Winery in Langenlois, Austria
Weingut Bründlmayer
750ptsKamptal Terroir Precision

About Weingut Bründlmayer
Weingut Bründlmayer holds one of the most respected positions in the Kamptal, a wine region where loess, primary rock, and the thermal contrast between the Danube plain and the northern hills produce some of Austria's most expressive Grüner Veltliner and Riesling. The estate received a Pearl 3 Star Prestige rating in 2025, placing it firmly in Langenlois's top tier alongside neighbours such as Jurtschitsch and Schloss Gobelsburg.
Where Kamptal Geology Becomes Legible in the Glass
Langenlois sits at the point where the Kamptal valley opens toward the Danube plain, and the geology here is unusually varied for a wine region of its size. Within a short radius of the town, vines grow on loess terraces, on decomposed primary rock, and on south-facing crystalline slopes that hold heat long after sunset. That diversity is not incidental to understanding why Bründlmayer, located at Zwettler Strasse 23, draws visitors and collectors who are as interested in the land as they are in the bottle. The estate's address places it at the centre of Langenlois itself, which means a visit integrates naturally into a broader exploration of the town and its wine culture.
The Kamptal received DAC (Districtus Austriae Controllatus) status in 2008, a designation that formalised what producers here had argued for years: that the combination of continental climate, loess, and crystalline rock gives Grüner Veltliner and Riesling from this valley a character distinct from Wachau or Kremstal. Bründlmayer operates across several of the Kamptal's most discussed single-vineyard sites, and the range of soils those sites represent is arguably the clearest argument for why the estate holds a Pearl 3 Star Prestige rating in 2025, the highest classification in the EP Club tier structure for this region.

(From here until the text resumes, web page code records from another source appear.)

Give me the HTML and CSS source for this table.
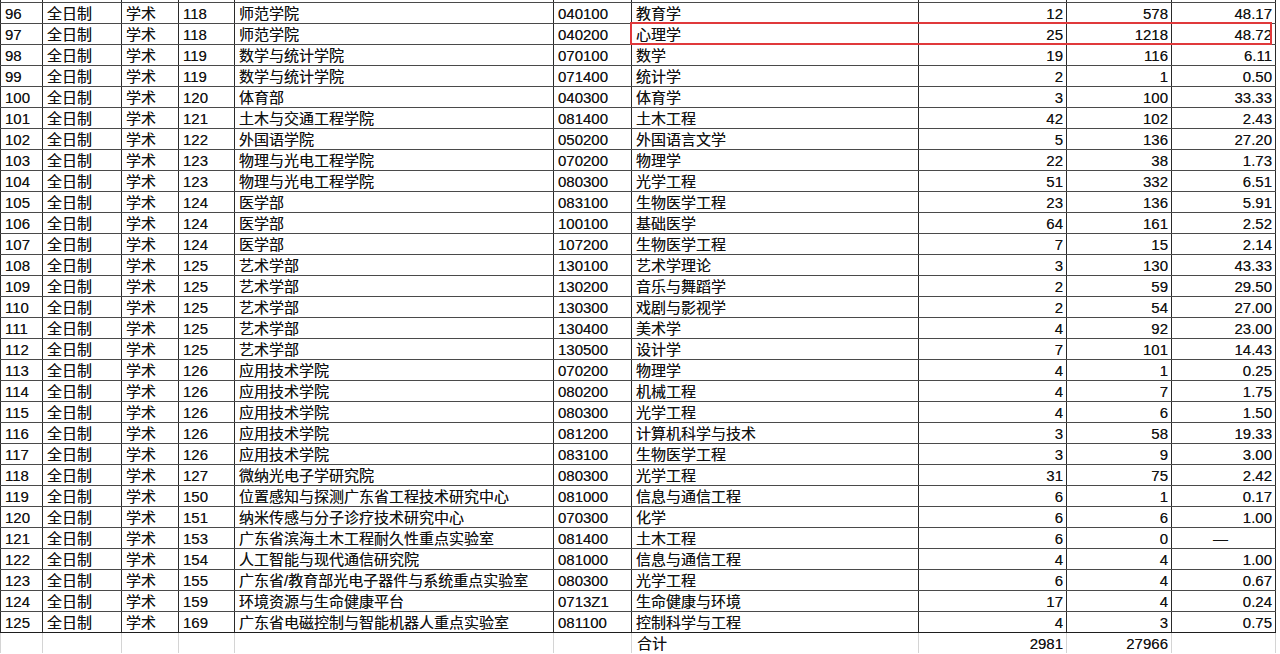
FILE: index.html
```html
<!DOCTYPE html>
<html lang="zh-CN">
<head>
<meta charset="utf-8">
<title>招生数据</title>
<link rel="stylesheet" href="styles.css">
</head>
<body>
<div class="sheet">
<table class="grid">
<colgroup>
<col class="w-a"><col class="w-b"><col class="w-c"><col class="w-d"><col class="w-e"><col class="w-f"><col class="w-g"><col class="w-h"><col class="w-i"><col class="w-j">
</colgroup>
<tbody>
<tr class="stub"><td></td><td></td><td></td><td></td><td></td><td></td><td></td><td></td><td></td><td></td></tr>
<tr><td>96</td><td>全日制</td><td>学术</td><td>118</td><td>师范学院</td><td>040100</td><td>教育学</td><td class="num">12</td><td class="num">578</td><td class="num">48.17</td></tr>
<tr><td>97</td><td>全日制</td><td>学术</td><td>118</td><td>师范学院</td><td>040200</td><td>心理学</td><td class="num">25</td><td class="num">1218</td><td class="num">48.72</td></tr>
<tr><td>98</td><td>全日制</td><td>学术</td><td>119</td><td>数学与统计学院</td><td>070100</td><td>数学</td><td class="num">19</td><td class="num">116</td><td class="num">6.11</td></tr>
<tr><td>99</td><td>全日制</td><td>学术</td><td>119</td><td>数学与统计学院</td><td>071400</td><td>统计学</td><td class="num">2</td><td class="num">1</td><td class="num">0.50</td></tr>
<tr><td>100</td><td>全日制</td><td>学术</td><td>120</td><td>体育部</td><td>040300</td><td>体育学</td><td class="num">3</td><td class="num">100</td><td class="num">33.33</td></tr>
<tr><td>101</td><td>全日制</td><td>学术</td><td>121</td><td>土木与交通工程学院</td><td>081400</td><td>土木工程</td><td class="num">42</td><td class="num">102</td><td class="num">2.43</td></tr>
<tr><td>102</td><td>全日制</td><td>学术</td><td>122</td><td>外国语学院</td><td>050200</td><td>外国语言文学</td><td class="num">5</td><td class="num">136</td><td class="num">27.20</td></tr>
<tr><td>103</td><td>全日制</td><td>学术</td><td>123</td><td>物理与光电工程学院</td><td>070200</td><td>物理学</td><td class="num">22</td><td class="num">38</td><td class="num">1.73</td></tr>
<tr><td>104</td><td>全日制</td><td>学术</td><td>123</td><td>物理与光电工程学院</td><td>080300</td><td>光学工程</td><td class="num">51</td><td class="num">332</td><td class="num">6.51</td></tr>
<tr><td>105</td><td>全日制</td><td>学术</td><td>124</td><td>医学部</td><td>083100</td><td>生物医学工程</td><td class="num">23</td><td class="num">136</td><td class="num">5.91</td></tr>
<tr><td>106</td><td>全日制</td><td>学术</td><td>124</td><td>医学部</td><td>100100</td><td>基础医学</td><td class="num">64</td><td class="num">161</td><td class="num">2.52</td></tr>
<tr><td>107</td><td>全日制</td><td>学术</td><td>124</td><td>医学部</td><td>107200</td><td>生物医学工程</td><td class="num">7</td><td class="num">15</td><td class="num">2.14</td></tr>
<tr><td>108</td><td>全日制</td><td>学术</td><td>125</td><td>艺术学部</td><td>130100</td><td>艺术学理论</td><td class="num">3</td><td class="num">130</td><td class="num">43.33</td></tr>
<tr><td>109</td><td>全日制</td><td>学术</td><td>125</td><td>艺术学部</td><td>130200</td><td>音乐与舞蹈学</td><td class="num">2</td><td class="num">59</td><td class="num">29.50</td></tr>
<tr><td>110</td><td>全日制</td><td>学术</td><td>125</td><td>艺术学部</td><td>130300</td><td>戏剧与影视学</td><td class="num">2</td><td class="num">54</td><td class="num">27.00</td></tr>
<tr><td>111</td><td>全日制</td><td>学术</td><td>125</td><td>艺术学部</td><td>130400</td><td>美术学</td><td class="num">4</td><td class="num">92</td><td class="num">23.00</td></tr>
<tr><td>112</td><td>全日制</td><td>学术</td><td>125</td><td>艺术学部</td><td>130500</td><td>设计学</td><td class="num">7</td><td class="num">101</td><td class="num">14.43</td></tr>
<tr><td>113</td><td>全日制</td><td>学术</td><td>126</td><td>应用技术学院</td><td>070200</td><td>物理学</td><td class="num">4</td><td class="num">1</td><td class="num">0.25</td></tr>
<tr><td>114</td><td>全日制</td><td>学术</td><td>126</td><td>应用技术学院</td><td>080200</td><td>机械工程</td><td class="num">4</td><td class="num">7</td><td class="num">1.75</td></tr>
<tr><td>115</td><td>全日制</td><td>学术</td><td>126</td><td>应用技术学院</td><td>080300</td><td>光学工程</td><td class="num">4</td><td class="num">6</td><td class="num">1.50</td></tr>
<tr><td>116</td><td>全日制</td><td>学术</td><td>126</td><td>应用技术学院</td><td>081200</td><td>计算机科学与技术</td><td class="num">3</td><td class="num">58</td><td class="num">19.33</td></tr>
<tr><td>117</td><td>全日制</td><td>学术</td><td>126</td><td>应用技术学院</td><td>083100</td><td>生物医学工程</td><td class="num">3</td><td class="num">9</td><td class="num">3.00</td></tr>
<tr><td>118</td><td>全日制</td><td>学术</td><td>127</td><td>微纳光电子学研究院</td><td>080300</td><td>光学工程</td><td class="num">31</td><td class="num">75</td><td class="num">2.42</td></tr>
<tr><td>119</td><td>全日制</td><td>学术</td><td>150</td><td>位置感知与探测广东省工程技术研究中心</td><td>081000</td><td>信息与通信工程</td><td class="num">6</td><td class="num">1</td><td class="num">0.17</td></tr>
<tr><td>120</td><td>全日制</td><td>学术</td><td>151</td><td>纳米传感与分子诊疗技术研究中心</td><td>070300</td><td>化学</td><td class="num">6</td><td class="num">6</td><td class="num">1.00</td></tr>
<tr><td>121</td><td>全日制</td><td>学术</td><td>153</td><td>广东省滨海土木工程耐久性重点实验室</td><td>081400</td><td>土木工程</td><td class="num">6</td><td class="num">0</td><td class="dash">—</td></tr>
<tr><td>122</td><td>全日制</td><td>学术</td><td>154</td><td>人工智能与现代通信研究院</td><td>081000</td><td>信息与通信工程</td><td class="num">4</td><td class="num">4</td><td class="num">1.00</td></tr>
<tr><td>123</td><td>全日制</td><td>学术</td><td>155</td><td>广东省/教育部光电子器件与系统重点实验室</td><td>080300</td><td>光学工程</td><td class="num">6</td><td class="num">4</td><td class="num">0.67</td></tr>
<tr><td>124</td><td>全日制</td><td>学术</td><td>159</td><td>环境资源与生命健康平台</td><td>0713Z1</td><td>生命健康与环境</td><td class="num">17</td><td class="num">4</td><td class="num">0.24</td></tr>
<tr class="last"><td>125</td><td>全日制</td><td>学术</td><td>169</td><td>广东省电磁控制与智能机器人重点实验室</td><td>081100</td><td>控制科学与工程</td><td class="num">4</td><td class="num">3</td><td class="num">0.75</td></tr>
<tr class="total"><td></td><td></td><td></td><td></td><td></td><td></td><td class="total-label">合计</td><td class="num">2981</td><td class="num">27966</td><td></td></tr>
</tbody>
</table>
<div class="highlight"></div>
</div>
</body>
</html>
```

FILE: styles.css
```css
html, body {
  margin: 0;
  padding: 0;
  background: #ffffff;
}

body {
  width: 1280px;
  height: 654px;
  overflow: hidden;
  font-family: "Liberation Sans", "Noto Sans CJK SC", sans-serif;
  font-size: 15px;
  color: #111111;
}

.sheet {
  position: relative;
  width: 1280px;
}

.grid {
  border-collapse: collapse;
  table-layout: fixed;
  width: 1275px;
}

.w-a { width: 42px; }
.w-b { width: 79px; }
.w-c { width: 57px; }
.w-d { width: 56px; }
.w-e { width: 319px; }
.w-f { width: 78px; }
.w-g { width: 287px; }
.w-h { width: 148px; }
.w-i { width: 105px; }
.w-j { width: 104px; }

.grid td {
  box-sizing: border-box;
  height: 21px;
  line-height: 19px;
  padding: 1px 3px 0 4px;
  border-top: 1px solid #4a4a4a;
  border-bottom: 1px solid #4a4a4a;
  border-left: 1px solid #2a2a2a;
  border-right: 1px solid #2a2a2a;
  white-space: nowrap;
  overflow: hidden;
  vertical-align: middle;
  text-shadow: 0 0 0.5px rgba(0, 0, 0, 0.55);
}

.grid tr.stub td {
  height: 2px;
  line-height: 1px;
  padding: 0;
  border-top: none;
}

.grid td.num {
  text-align: right;
}

.grid td.dash {
  text-align: center;
  padding-right: 10px;
}

.grid tr.last td {
  border-bottom: 1px solid #1e1e1e;
}

.grid tr.total td {
  border-left-color: #d4d4d4;
  border-right-color: #d4d4d4;
  border-bottom: none;
}

.grid tr.total td.total-label {
  border-left: 1px solid #2a2a2a;
  padding-left: 5px;
}

.highlight {
  position: absolute;
  left: 630px;
  top: 22px;
  width: 638px;
  height: 19px;
  border: 2px solid #e0393b;
  pointer-events: none;
}
```
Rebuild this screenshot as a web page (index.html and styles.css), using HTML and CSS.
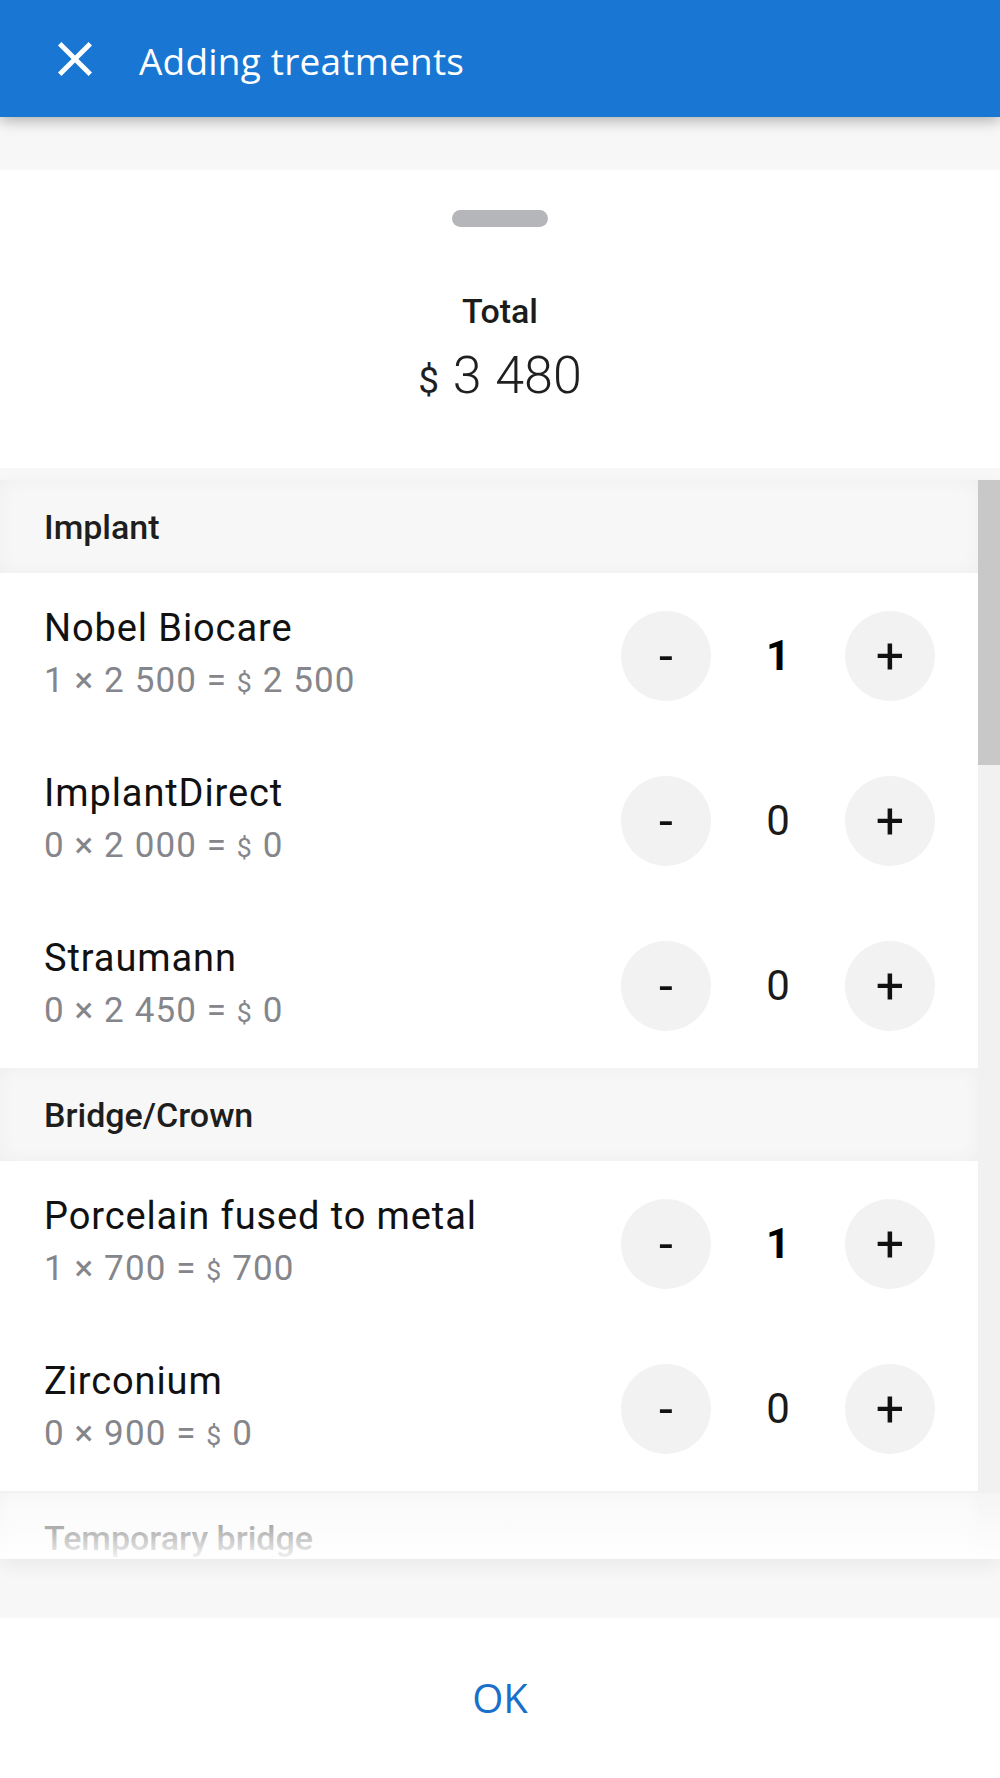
FILE: index.html
```html
<!DOCTYPE html>
<html lang="en">
<head>
<meta charset="utf-8">
<title>Adding treatments</title>
<link rel="stylesheet" href="styles.css">
</head>
<body>
<div class="app">
  <header class="topbar">
    <button class="close" aria-label="Close">
      <svg viewBox="5 5 14 14" width="34" height="34"><path fill="#fff" d="M19 6.41L17.59 5 12 10.59 6.41 5 5 6.41 10.59 12 5 17.59 6.41 19 12 13.41 17.59 19 19 17.59 13.41 12z"/></svg>
    </button>
    <h1 class="title">Adding treatments</h1>
  </header>

  <main class="content">
    <section class="sheet">
      <div class="handle"></div>
      <div class="total-label">Total</div>
      <div class="total-amount"><span class="cur">$</span> 3 480</div>
    </section>

    <div class="list-wrap">
      <div class="list">
        <div class="group-title">Implant</div>
        <div class="row">
          <div class="info">
            <div class="name">Nobel Biocare</div>
            <div class="calc">1 × 2 500 = <span class="cur">$</span> 2 500</div>
          </div>
          <div class="stepper">
            <button class="step">-</button>
            <span class="count active">1</span>
            <button class="step">+</button>
          </div>
        </div>
        <div class="row">
          <div class="info">
            <div class="name">ImplantDirect</div>
            <div class="calc">0 × 2 000 = <span class="cur">$</span> 0</div>
          </div>
          <div class="stepper">
            <button class="step">-</button>
            <span class="count">0</span>
            <button class="step">+</button>
          </div>
        </div>
        <div class="row">
          <div class="info">
            <div class="name">Straumann</div>
            <div class="calc">0 × 2 450 = <span class="cur">$</span> 0</div>
          </div>
          <div class="stepper">
            <button class="step">-</button>
            <span class="count">0</span>
            <button class="step">+</button>
          </div>
        </div>

        <div class="group-title">Bridge/Crown</div>
        <div class="row">
          <div class="info">
            <div class="name">Porcelain fused to metal</div>
            <div class="calc">1 × 700 = <span class="cur">$</span> 700</div>
          </div>
          <div class="stepper">
            <button class="step">-</button>
            <span class="count active">1</span>
            <button class="step">+</button>
          </div>
        </div>
        <div class="row">
          <div class="info">
            <div class="name">Zirconium</div>
            <div class="calc">0 × 900 = <span class="cur">$</span> 0</div>
          </div>
          <div class="stepper">
            <button class="step">-</button>
            <span class="count">0</span>
            <button class="step">+</button>
          </div>
        </div>

        <div class="group-title">Temporary bridge</div>
      </div>
      <div class="scrollbar"><div class="thumb"></div></div>
      <div class="fade"></div>
    </div>
  </main>

  <footer class="actions">
    <button class="ok">OK</button>
  </footer>
</div>
</body>
</html>
```

FILE: styles.css
```css
* { box-sizing: border-box; }

html, body {
  margin: 0;
  padding: 0;
}

body {
  width: 1000px;
  height: 1778px;
  overflow: hidden;
  background: #f7f7f7;
  font-family: Roboto, "Noto Sans", "Liberation Sans", sans-serif;
  color: #1a1a1a;
}

button {
  font: inherit;
  border: 0;
  background: none;
  padding: 0;
  margin: 0;
  color: inherit;
}

.app {
  display: flex;
  flex-direction: column;
  height: 1778px;
}

/* Top bar */
.topbar {
  position: relative;
  z-index: 2;
  height: 117px;
  flex: none;
  display: flex;
  align-items: center;
  padding: 0 0 0 58px;
  background: #1976d2;
  box-shadow: 0 3px 14px rgba(0, 0, 0, 0.32);
}

.close {
  width: 34px;
  height: 34px;
  display: flex;
}

.title {
  margin: 0 0 0 47px;
  padding-top: 3px;
  font-family: "Open Sans", "Noto Sans", sans-serif;
  font-weight: 400;
  font-size: 37px;
  letter-spacing: 0.2px;
  line-height: 49px;
  color: #fff;
}

/* Content */
.content {
  flex: none;
  display: flex;
  flex-direction: column;
  padding-top: 53px;
}

.sheet {
  height: 298px;
  flex: none;
  background: #fff;
  display: flex;
  flex-direction: column;
  align-items: center;
  padding-top: 40px;
}

.handle {
  width: 96px;
  height: 17px;
  border-radius: 9px;
  background: #b5b6ba;
}

.total-label {
  margin-top: 64px;
  font-size: 34px;
  line-height: 40px;
  font-weight: 500;
  color: #1c1c1c;
}

.total-amount {
  margin-top: 15px;
  font-size: 52px;
  line-height: 60px;
  font-weight: 300;
  color: #1f1f1f;
  word-spacing: 1px;
}

.total-amount .cur {
  font-size: 37px;
  font-weight: 400;
}

.cur {
  font-size: 0.76em;
}

/* List */
.list-wrap {
  position: relative;
  flex: none;
  display: flex;
  margin-top: 12px;
  height: 1079px;
  box-shadow: 0 8px 16px rgba(0, 0, 0, 0.05);
}

.list {
  flex: 1;
  height: 1079px;
  overflow: hidden;
  background: #fff;
}

.scrollbar {
  width: 22px;
  flex: none;
  background: #f1f1f1;
}

.thumb {
  height: 285px;
  background: #c8c8c8;
}

.group-title {
  height: 93px;
  display: flex;
  align-items: center;
  padding-left: 44px;
  background: #f7f7f7;
  box-shadow: inset 0 0 18px rgba(0, 0, 0, 0.04);
  font-size: 34px;
  font-weight: 500;
  color: #1e1e1e;
}

.row {
  height: 165px;
  display: flex;
  align-items: center;
  padding: 0 43px 0 44px;
  background: #fff;
}

.info {
  flex: 1;
  display: flex;
  flex-direction: column;
  gap: 6px;
}

.name {
  font-size: 38px;
  line-height: 47px;
  letter-spacing: 0.9px;
  color: #111;
}

.calc {
  font-size: 35px;
  line-height: 46px;
  letter-spacing: 1.1px;
  color: #85868b;
}

.stepper {
  display: flex;
  align-items: center;
}

.step {
  width: 90px;
  height: 90px;
  border-radius: 50%;
  background: #f2f2f2;
  display: flex;
  align-items: center;
  justify-content: center;
  font-family: Roboto, sans-serif;
  font-size: 50px;
  line-height: 1;
  color: #111;
}

.count {
  width: 134px;
  text-align: center;
  font-size: 42px;
  line-height: 50px;
  color: #1a1a1a;
}

.count.active {
  font-weight: 700;
  color: #000;
}

.fade {
  position: absolute;
  left: 0;
  right: 0;
  bottom: 0;
  height: 66px;
  background: linear-gradient(rgba(255, 255, 255, 0.3), rgba(255, 255, 255, 0.95));
}

/* Footer */
.actions {
  flex: none;
  margin-top: 59px;
  height: 160px;
  background: #fff;
  display: flex;
  align-items: center;
  justify-content: center;
}

.ok {
  font-family: "Open Sans", "Noto Sans", sans-serif;
  font-size: 40px;
  line-height: 160px;
  color: #1a6fcb;
  padding: 0 40px;
}
```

The Terroir Case: Loess, Granite, and Thermal Swing
The dominant soil type across much of the Kamptal's lower slopes is loess, wind-deposited sediment that drains well, retains moisture at depth, and tends to produce wines with a particular textural fullness. On loess, Grüner Veltliner from this valley often delivers the variety's characteristic white pepper note alongside a weight that distinguishes it from leaner examples grown further north. Higher and steeper exposures bring primary rock to the surface, and Riesling planted on those sites responds to the mineral-rich, lower-fertility soils with an intensity and acidic precision that ages differently from loess-grown fruit.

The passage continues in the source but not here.